Вот оно что! Последние месяцы газеты ежедневно под огромными заголовками печатали победные реляции немцев о битве на берегах Волги. Десятки раз Тоан читал сообщения о том, что Красная Армия почти уничтожена, что Сталинград агонизирует и от города, растянувшегося на десятки километров по берегу Волги, остались лишь груды развалин. И вот недавно японское информационное агентство Домэй цусин вдруг круто изменило линию и заговорило о необычайной стойкости солдат генерала Паулюса, которая проявилась в отчаянном единоборстве с русским «генералом Зимой». Так вот, значит, в чем дело! Тоан улыбнулся Федору и неожиданно предложил: «За Нину!» Федор весело подмигнул, и они выпили.

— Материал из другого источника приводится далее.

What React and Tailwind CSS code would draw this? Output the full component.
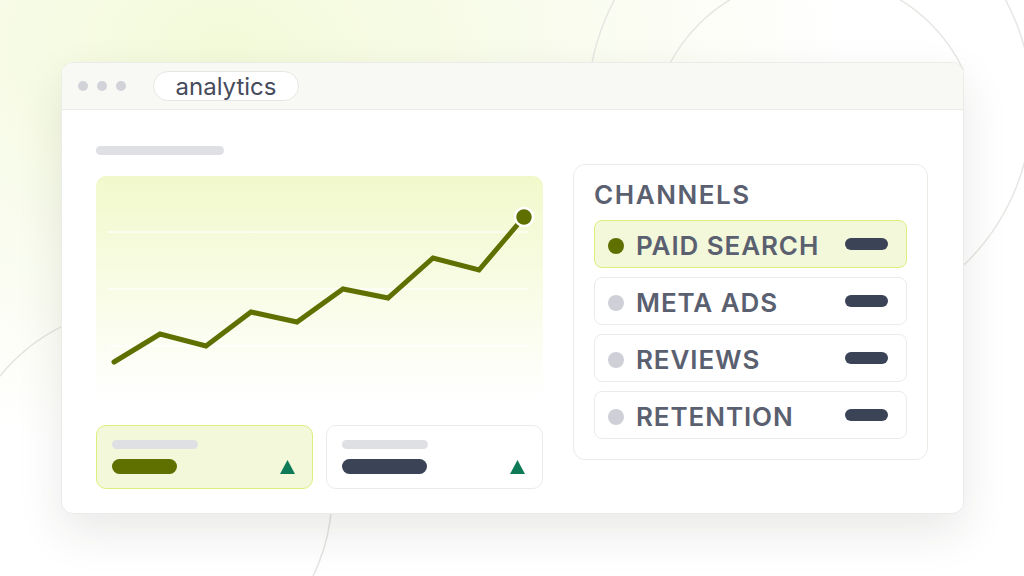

Когда они вышли в зал, у Тоана слегка кружилась голова, однако, как только он увидел за ближайшим столиком капитана третьего ранга Роже, возглавляющего Бюро информации, пропаганды и печати — доверенное лицо адмирала Деку, — Тоан почувствовал, как по спине пробежал холодок. Этот высокий француз отлично знал не только вьетнамский язык, но даже и китайскую иероглифику. Он сидел за столиком с сотрудником французской охранки. Тоан сразу узнал его и оглянулся на Федора, давая ему знак, что лучше подождать, пока эти двое не уберутся из бара, но пианист сделал вид, что не заметил предупреждения, он уселся за рояль, поднял руки над клавишами и, застыв на мгновение, взял первый сильный аккорд. Оркестр подхватил протяжную печальную мелодию…

Стихли последние звуки, и в зале воцарилась тишина… Тоан промокнул платком мокрый лоб, протер гриф скрипки и снова бросил тревожный взгляд туда, где сидел Роже. Там все оставалось по-прежнему, по вот Роже обернулся, внимательным взглядом окинул оркестр и продолжал ужин. А Федор уже начал какой-то латиноамериканский танец, Тоан, подняв скрипку к подбородку, присоединился к оркестру.

С этого дня каждое крупное поражение немцев в России Федор отмечал бутылкой коньяка. Но знали об этой новой традиции только Федор и Тоан. Так были отмечены победы русских под Курском, Орлом, Харьковом, осенью они пили за взятие Смоленска и Киева. Однажды Тоан купил бутылку рисовой водки, приготовил курицу и пригласил к себе Федора. Они выпили, разговорились, и тогда Федор рассказал Тоану об их общей знакомой — Нине.